Amazon.com Review
Patricia Klein has put together an immensely useful handbook for all elements of Christian worship. Using drawings, definitions, and brief historical explanations, she maps out the large landscape of liturgy with clarity and brevity. Chapter 1, for example, moves from the most obvious starting point (the church building itself, including explanations of the terms cathedral, basilica, and oratory) through monastic architecture, the interior and exterior spaces (buttress, cloister, apse, chancel) and then into church furnishings (ambo--"a raised desk from which the Gospels or Epistles were read or chanted") and liturgical furnishings (processional cross, alms basin). Subsequent chapters explore the altar, the cross, the liturgical year, liturgical worship, music, sacraments, vestments, as well as church dogma (the Apostles' Creed, the Nicene Creed).

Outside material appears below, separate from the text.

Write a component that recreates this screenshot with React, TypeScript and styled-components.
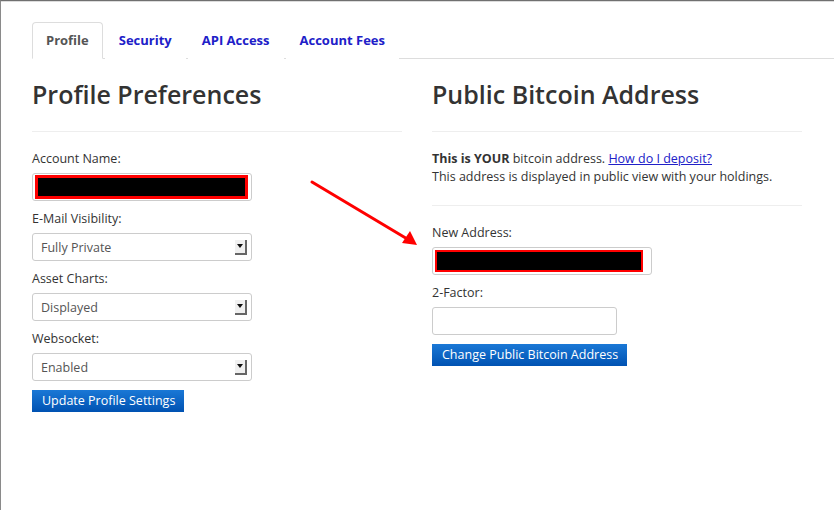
import React from 'react'
import styled, { createGlobalStyle } from 'styled-components'

const GlobalStyle = createGlobalStyle`
    html, body {
        margin: 0;
        padding: 0;
        background: #fff;
    }
    body {
        font-family: "Open Sans", "DejaVu Sans", sans-serif;
        font-size: 12.5px;
        color: #333;
    }
`

const Frame = styled.div`
    position: relative;
    box-sizing: border-box;
    min-height: 510px;
    border-top: 1px solid #707070;
    border-left: 1px solid #8a8a8a;
    box-shadow: inset 0 1px 0 #dcdcdc;
    padding: 21px 0 0 31px;
    overflow: hidden;
`

const Tabs = styled.ul`
    display: flex;
    list-style: none;
    margin: 0;
    padding: 0;
    border-bottom: 1px solid #ddd;
`

const Tab = styled.li<{ $active?: boolean }>`
    margin: 0 2px -1px 0;
    padding: 0 13px;
    height: 35px;
    line-height: 35px;
    font-weight: 700;
    font-size: 13px;
    color: ${p => (p.$active ? '#555' : '#2020c8')};
    background: #fff;
    border: 1px solid ${p => (p.$active ? '#ddd' : 'transparent')};
    border-bottom-color: ${p => (p.$active ? '#fff' : 'transparent')};
    border-radius: 4px 4px 0 0;
    cursor: pointer;
`

const Columns = styled.div`
    display: grid;
    grid-template-columns: 370px 370px;
    column-gap: 30px;
`

const Column = styled.section`
    display: flex;
    flex-direction: column;
    align-items: flex-start;
`

const Heading = styled.h2`
    margin: 17px 0 0 0;
    font-size: 25px;
    line-height: 36px;
    font-weight: 600;
    color: #333;
`

const Rule = styled.hr`
    align-self: stretch;
    margin: 19px 0 18px 0;
    border: 0;
    border-top: 1px solid #eee;
`

const Label = styled.label`
    display: block;
    line-height: 18px;
    color: #333;
`

const Field = styled.div<{ $w?: number }>`
    box-sizing: border-box;
    width: ${p => p.$w || 220}px;
    height: 28px;
    margin: 5px 0 9px 0;
    border: 1px solid #ccc;
    border-radius: 3px;
    padding: 2px;
    display: flex;
    align-items: center;
    background: #fff;
`

const Redacted = styled.div<{ $w: number; $h: number; $bw: number }>`
    box-sizing: border-box;
    width: ${p => p.$w}px;
    height: ${p => p.$h}px;
    background: #000;
    border: ${p => p.$bw}px solid #f00;
`

const Select = styled.div`
    box-sizing: border-box;
    width: 220px;
    height: 28px;
    margin: 5px 0 9px 0;
    border: 1px solid #ccc;
    border-radius: 3px;
    padding: 0 4px 0 8px;
    display: flex;
    align-items: center;
    justify-content: space-between;
    color: #555;
`

const SelectArrow = styled.span`
    box-sizing: border-box;
    width: 12px;
    height: 15px;
    background: #f0f0f0;
    border-right: 2px solid #666;
    border-bottom: 2px solid #666;
    display: flex;
    align-items: center;
    justify-content: center;
    &::after {
        content: '';
        border-left: 3px solid transparent;
        border-right: 3px solid transparent;
        border-top: 4px solid #111;
    }
`

const Button = styled.button`
    height: 22px;
    padding: 0 9px 0 10px;
    border: 0;
    border-radius: 0;
    background: linear-gradient(#1a78d6, #0052b2);
    color: #fff;
    font-family: inherit;
    font-size: 12.5px;
    line-height: 22px;
    cursor: pointer;
`

const Note = styled.p`
    margin: 0;
    line-height: 18px;
    color: #333;
`

const Link = styled.a`
    color: #2020c8;
    text-decoration: underline;
`

const Arrow = styled.svg`
    position: absolute;
    left: 300px;
    top: 170px;
`

const SelectBox: React.FC<{ value: string }> = ({ value }) => (
    <Select>
        <span>{value}</span>
        <SelectArrow />
    </Select>
)

const App: React.FC = () => {
    return (
        <Frame>
            <GlobalStyle />
            <Tabs>
                <Tab $active>Profile</Tab>
                <Tab>Security</Tab>
                <Tab>API Access</Tab>
                <Tab>Account Fees</Tab>
            </Tabs>
            <Columns>
                <Column>
                    <Heading>Profile Preferences</Heading>
                    <Rule />
                    <Label>Account Name:</Label>
                    <Field>
                        <Redacted $w={213} $h={24} $bw={3} />
                    </Field>
                    <Label>E-Mail Visibility:</Label>
                    <SelectBox value="Fully Private" />
                    <Label>Asset Charts:</Label>
                    <SelectBox value="Displayed" />
                    <Label>Websocket:</Label>
                    <SelectBox value="Enabled" />
                    <Button>Update Profile Settings</Button>
                </Column>
                <Column>
                    <Heading>Public Bitcoin Address</Heading>
                    <Rule />
                    <Note>
                        <b>This is YOUR</b> bitcoin address. <Link href="#">How do I deposit?</Link>
                    </Note>
                    <Note>This address is displayed in public view with your holdings.</Note>
                    <Rule />
                    <Label>New Address:</Label>
                    <Field>
                        <Redacted $w={208} $h={22} $bw={2} />
                    </Field>
                    <Label>2-Factor:</Label>
                    <Field $w={185} />
                    <Button>Change Public Bitcoin Address</Button>
                </Column>
            </Columns>
            <Arrow width="130" height="85" viewBox="0 0 130 85">
                <line x1="11" y1="11" x2="108" y2="69" stroke="#f00" strokeWidth="3" strokeLinecap="round" />
                <polygon points="116,74 101,72 109,60" fill="#f00" />
            </Arrow>
        </Frame>
    )
}

export default App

A delightful book for browsing and reference, it can get positively addictive for anyone with an interest in the outer forms of the inner faith.
--Doug Thorpe
The Christian church has amassed a dauntingly large vocabulary over the millennia. Or should one say vocabularies? Klein's classified dictionary of church terminology contains many pictures of physical artifacts, from church floor plans to symbols of the faith, as well as words. Thus, it defines both verbal and visual signs; hence,
vocabularies. The emphasis is on signs that originate in Roman Catholicism, which, after all, predates Orthodoxy and Protestantism. Each of 12 chapters deals with a different set of terms. The first, "Sacred Places, Sacred Spaces," contains architectural and furnishing terms. Subsequent chapters focus on physical features (the altar, vestments), public and private worship, the sacraments, church offices, the liturgical year, and the words of belief. Each chapter is appropriately subdivided, with the index providing a complete alphabet of defined terms. Interestingly, Klein has low-church roots but believes knowing the names of the old ways removes practical barriers between varying Christians and enables them "to lose [themselves] in the Presence of God"--that is, to truly worship. Consider reference as well as circulating copies.